If I were sitting in Pyongyang, nothing would look more like a justification of the byungjin line than this list of possibilities. But the report is really aimed at Beijing, so the question is how they will respond. If the response to THAAD is any indication, don’t expect cooperation; these actions may look like they are dedicated only to the North Korean threat, but why do the report’s authors believe China will see them that way? To the contrary, this line would justify all those who believe—contrary to all logic—that North Korea is a strategic asset for China rather than the liability it so clearly is.
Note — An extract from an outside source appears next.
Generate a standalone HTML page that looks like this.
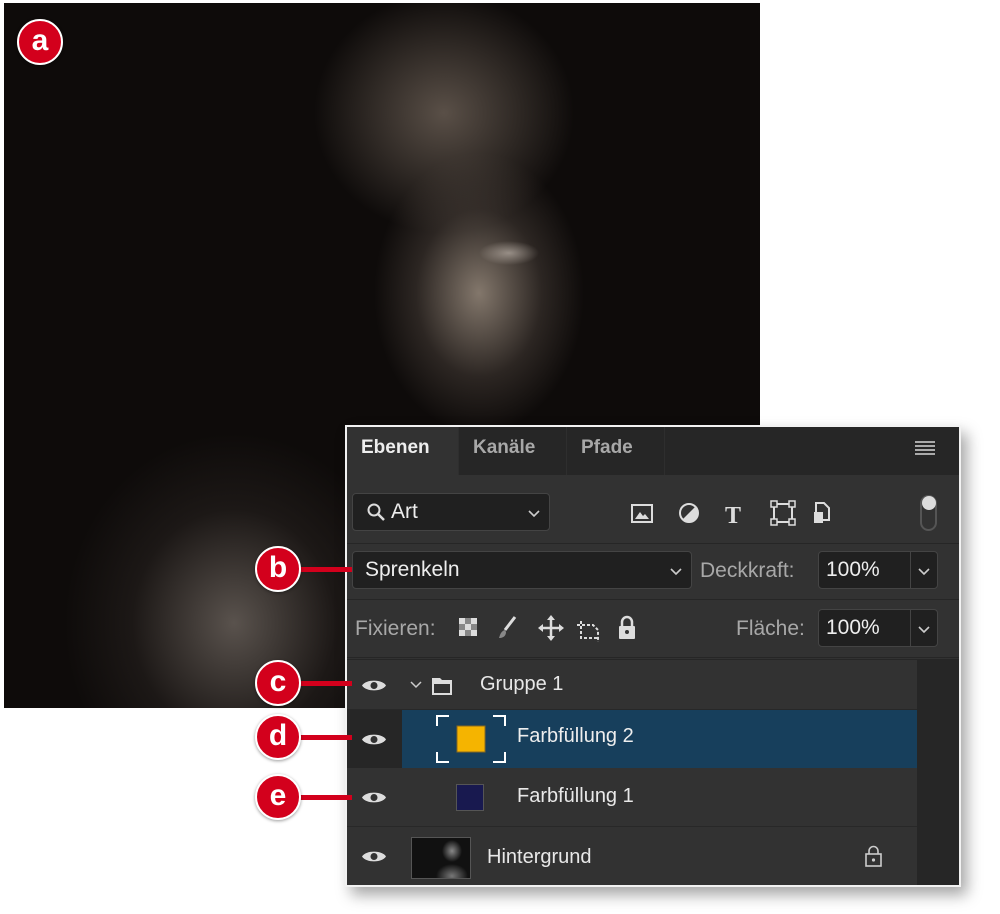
<!DOCTYPE html>
<html><head><meta charset="utf-8"><style>
*{margin:0;padding:0;box-sizing:border-box}
body{width:1000px;height:914px;background:#fff;position:relative;overflow:hidden;font-family:"Liberation Sans",sans-serif}
.photo{position:absolute;left:4px;top:3px;width:756px;height:705px;background:
radial-gradient(ellipse 45px 25px at 470px 470px,rgba(120,105,95,.45),transparent),
radial-gradient(ellipse 30px 12px at 505px 250px,rgba(230,220,210,.5),transparent),
radial-gradient(ellipse 105px 140px at 475px 290px,rgba(170,155,140,.75),rgba(100,88,80,.35) 60%,transparent),
radial-gradient(ellipse 130px 120px at 440px 110px,rgba(140,125,112,.6),transparent),
radial-gradient(ellipse 170px 190px at 230px 620px,rgba(140,130,122,.6),rgba(70,62,58,.25) 60%,transparent),
#0e0b0a}
.panel{position:absolute;left:345px;top:425px;width:616px;height:462px;background:#323232;border:2px solid #f2f2f2;box-shadow:6px 8px 14px rgba(0,0,0,.35);overflow:hidden}
.tabs{position:absolute;left:0;top:0;width:100%;height:48px;background:#262626}
.tab{position:absolute;top:0;height:48px;line-height:42px;font-weight:bold;font-size:19px;color:#a8a8a8;padding-left:14px;border-right:1px solid #2e2e2e}
.tab.on{background:#323232;color:#eee}
.box{position:absolute;background:#202020;border:1px solid #444;border-radius:4px;color:#eee;font-size:21px}
.lbl{position:absolute;color:#a8a8a8;font-size:21px}
.sep{position:absolute;left:0;width:100%;height:1px;background:#262626}
.row{position:absolute;left:0;width:570px;background:#323232;border-bottom:1px solid #282828}
.row .t{position:absolute;color:#e8e8e8;font-size:20px}
.eye{position:absolute;left:14px;width:26px;height:15px}
.badge{position:absolute;width:46px;height:46px;border-radius:50%;background:#d3001c;border:2px solid #fff;color:#fff;font-weight:bold;font-size:30px;text-align:center;line-height:40px;box-shadow:0 1px 3px rgba(0,0,0,.4)}
.line{position:absolute;height:5px;background:#d3001c}
</style></head><body>
<div class="photo"></div>
<div class="badge" style="left:17px;top:19px">a</div>

<div class="panel">
 <div class="tabs">
  <div class="tab on" style="left:0;width:112px">Ebenen</div>
  <div class="tab" style="left:112px;width:108px">Kanäle</div>
  <div class="tab" style="left:220px;width:98px">Pfade</div>
  <div style="position:absolute;right:24px;top:14px;width:20px;height:14px;background:repeating-linear-gradient(#aaa 0 2px,transparent 2px 4px)"></div>
 </div>
 <div class="box" style="left:5px;top:66px;width:198px;height:38px;line-height:36px;padding-left:38px">Art</div>
 <svg style="position:absolute;left:20px;top:76px" width="20" height="20"><circle cx="7" cy="7" r="5.5" stroke="#ddd" stroke-width="2" fill="none"/><line x1="11" y1="11" x2="17" y2="17" stroke="#ddd" stroke-width="2.5"/></svg>
 <svg style="position:absolute;left:180px;top:82px" width="14" height="10"><path d="M2 2l5 5 5-5" stroke="#ccc" stroke-width="1.6" fill="none"/></svg>
 <svg style="position:absolute;left:282px;top:72px" width="230" height="30">
  <rect x="3" y="6" width="20" height="17" fill="none" stroke="#ddd" stroke-width="2"/><path d="M6 20l5-7 3 4 2-2 4 5z" fill="#ddd"/>
  <circle cx="60" cy="14" r="9" fill="none" stroke="#ddd" stroke-width="2"/><path d="M60 5a9 9 0 0 1 0 18z" fill="#ddd" transform="rotate(45 60 14)"/>
  <text x="96" y="24" font-family="Liberation Serif" font-weight="bold" font-size="24" fill="#ddd">T</text>
  <rect x="145" y="5" width="18" height="18" fill="none" stroke="#ddd" stroke-width="2"/><rect x="142" y="2" width="6" height="6" fill="#333" stroke="#ddd" stroke-width="1.5"/><rect x="160" y="2" width="6" height="6" fill="#333" stroke="#ddd" stroke-width="1.5"/><rect x="142" y="20" width="6" height="6" fill="#333" stroke="#ddd" stroke-width="1.5"/><rect x="160" y="20" width="6" height="6" fill="#333" stroke="#ddd" stroke-width="1.5"/>
  <path d="M187 4h8l5 5v12h-13z" fill="none" stroke="#ddd" stroke-width="2"/><rect x="185" y="13" width="9" height="11" fill="#ddd"/>
 </svg>
 <div style="position:absolute;left:573px;top:68px;width:17px;height:36px;border:2px solid #555;border-radius:9px"></div>
 <div style="position:absolute;left:575px;top:69px;width:14px;height:14px;border-radius:50%;background:#ddd"></div>
 <div class="sep" style="top:116px"></div>
 <div class="box" style="left:5px;top:124px;width:340px;height:38px;line-height:36px;padding-left:12px">Sprenkeln</div>
 <svg style="position:absolute;left:322px;top:140px" width="14" height="10"><path d="M2 2l5 5 5-5" stroke="#ccc" stroke-width="1.6" fill="none"/></svg>
 <div class="lbl" style="left:353px;top:132px">Deckkraft:</div>
 <div class="box" style="left:471px;top:124px;width:120px;height:38px;line-height:36px;padding-left:7px">100%</div>
 <div style="position:absolute;left:563px;top:125px;width:1px;height:36px;background:#444"></div>
 <svg style="position:absolute;left:570px;top:140px" width="14" height="10"><path d="M2 2l5 5 5-5" stroke="#ccc" stroke-width="1.6" fill="none"/></svg>
 <div class="sep" style="top:172px"></div>
 <div class="lbl" style="left:8px;top:190px">Fixieren:</div>
 <svg style="position:absolute;left:112px;top:188px" width="200" height="28">
  <rect x="0" y="3" width="18" height="18" fill="#888"/><rect x="0" y="3" width="6" height="6" fill="#ddd"/><rect x="12" y="3" width="6" height="6" fill="#ddd"/><rect x="6" y="9" width="6" height="6" fill="#ddd"/><rect x="0" y="15" width="6" height="6" fill="#ddd"/><rect x="12" y="15" width="6" height="6" fill="#ddd"/>
  <path d="M56 2l-10 13" stroke="#ddd" stroke-width="3"/><path d="M46 15c-4 1-5 5-6 8 4 0 7-2 7-6z" fill="#888"/>
  <path d="M92 2v22M81 13h22" stroke="#ddd" stroke-width="2.5"/><path d="M92 0l-4 5h8zM92 26l-4-5h8zM79 13l5-4v8zM105 13l-5-4v8z" fill="#ddd"/>
  <path d="M122 6v17h17M118 10h16l5 5v12" stroke="#ddd" stroke-width="2" fill="none" stroke-dasharray="3 2"/>
  <rect x="160" y="11" width="16" height="13" rx="1" fill="#ddd"/><path d="M163 11v-4a5 5 0 0 1 10 0v4" stroke="#ddd" stroke-width="2.5" fill="none"/><circle cx="168" cy="17" r="2" fill="#333"/>
 </svg>
 <div class="lbl" style="left:389px;top:190px">Fläche:</div>
 <div class="box" style="left:471px;top:182px;width:120px;height:38px;line-height:36px;padding-left:7px">100%</div>
 <div style="position:absolute;left:563px;top:183px;width:1px;height:36px;background:#444"></div>
 <svg style="position:absolute;left:570px;top:198px" width="14" height="10"><path d="M2 2l5 5 5-5" stroke="#ccc" stroke-width="1.6" fill="none"/></svg>
 <div class="sep" style="top:230px"></div>
 <div style="position:absolute;left:0;top:232px;width:612px;height:230px;background:#262626"></div>
 <div style="position:absolute;left:55px;top:232px;width:1px;height:230px;background:#282828"></div>

 <div class="row" style="top:233px;height:50px">
  <svg class="eye" style="top:18px" viewBox="0 0 26 15"><path d="M1 7.5C5 1 21 1 25 7.5 21 14 5 14 1 7.5z" fill="#ddd"/><circle cx="13" cy="7.5" r="3.5" fill="#323232"/></svg>
  <svg style="position:absolute;left:62px;top:15px" width="50" height="22"><path d="M2 7l5 5 5-5" stroke="#ccc" stroke-width="1.5" fill="none"/><path d="M23 3h8l2 2h10v15H23z" fill="#ddd"/><rect x="25" y="9" width="16" height="9" fill="#323232"/></svg>
  <div class="t" style="left:133px;top:13px">Gruppe 1</div>
 </div>
 <div class="row" style="top:283px;height:58px;left:55px;width:515px;background:#173f5c;border:none"></div>
 <svg class="eye" style="top:305px" viewBox="0 0 26 15"><path d="M1 7.5C5 1 21 1 25 7.5 21 14 5 14 1 7.5z" fill="#ddd"/><circle cx="13" cy="7.5" r="3.5" fill="#323232"/></svg>
 <svg style="position:absolute;left:88px;top:287px" width="72" height="50"><path d="M2 12V2h12M58 2h12v10M2 38v10h12M58 48h12V38" stroke="#fff" stroke-width="2" fill="none"/><rect x="22" y="12" width="28" height="26" fill="#f5b400" stroke="#8a6a20"/></svg>
 <div style="position:absolute;left:170px;top:298px;color:#eee;font-size:20px">Farbfüllung 2</div>
 <div class="row" style="top:341px;height:59px;left:0">
  <svg class="eye" style="top:22px" viewBox="0 0 26 15"><path d="M1 7.5C5 1 21 1 25 7.5 21 14 5 14 1 7.5z" fill="#ddd"/><circle cx="13" cy="7.5" r="3.5" fill="#323232"/></svg>
  <div style="position:absolute;left:109px;top:16px;width:28px;height:27px;background:#18194f;border:1px solid #555"></div>
  <div class="t" style="left:170px;top:17px">Farbfüllung 1</div>
 </div>
 <div class="row" style="top:400px;height:60px;left:0;border:none">
  <svg class="eye" style="top:22px" viewBox="0 0 26 15"><path d="M1 7.5C5 1 21 1 25 7.5 21 14 5 14 1 7.5z" fill="#ddd"/><circle cx="13" cy="7.5" r="3.5" fill="#323232"/></svg>
  <div style="position:absolute;left:64px;top:10px;width:60px;height:42px;border:1px solid #555;background:radial-gradient(ellipse 10px 11px at 40px 13px,#888,transparent),radial-gradient(ellipse 16px 12px at 40px 38px,#777,transparent),#111"></div>
  <div class="t" style="left:140px;top:19px">Hintergrund</div>
  <svg style="position:absolute;left:517px;top:18px" width="20" height="24"><rect x="2" y="9" width="15" height="12" fill="none" stroke="#ccc" stroke-width="1.6"/><path d="M5 9V6a4.5 4.5 0 0 1 9 0v3" stroke="#ccc" stroke-width="1.6" fill="none"/><circle cx="9.5" cy="15" r="1.6" fill="#ccc"/></svg>
 </div>
</div>

<div class="line" style="left:300px;top:567px;width:52px"></div>
<div class="badge" style="left:255px;top:546px">b</div>
<div class="line" style="left:300px;top:681px;width:52px"></div>
<div class="badge" style="left:255px;top:660px">c</div>
<div class="line" style="left:300px;top:735px;width:52px"></div>
<div class="badge" style="left:255px;top:714px">d</div>
<div class="line" style="left:300px;top:795px;width:52px"></div>
<div class="badge" style="left:255px;top:774px">e</div>
</body></html>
Vladimir Putin apparently is recorded saying that you should never tell another man what his interests are. The advantage of this approach is that it tells China and North Korea more forcefully what our interests are. China largely has itself to blame for the fact that reports of this sort are getting written. But it will take extraordinary nuance in implementation to send these signals of resolve and at the same time assure the Chinese that they are not the ultimate target. It is absolutely critical that equal weight be given to US willingness to negotiate, even if we believe the prospects for success are low. But what this report does reveal clearly is that we are more and more in a containment world in which deterrence and defense concerns will dominate.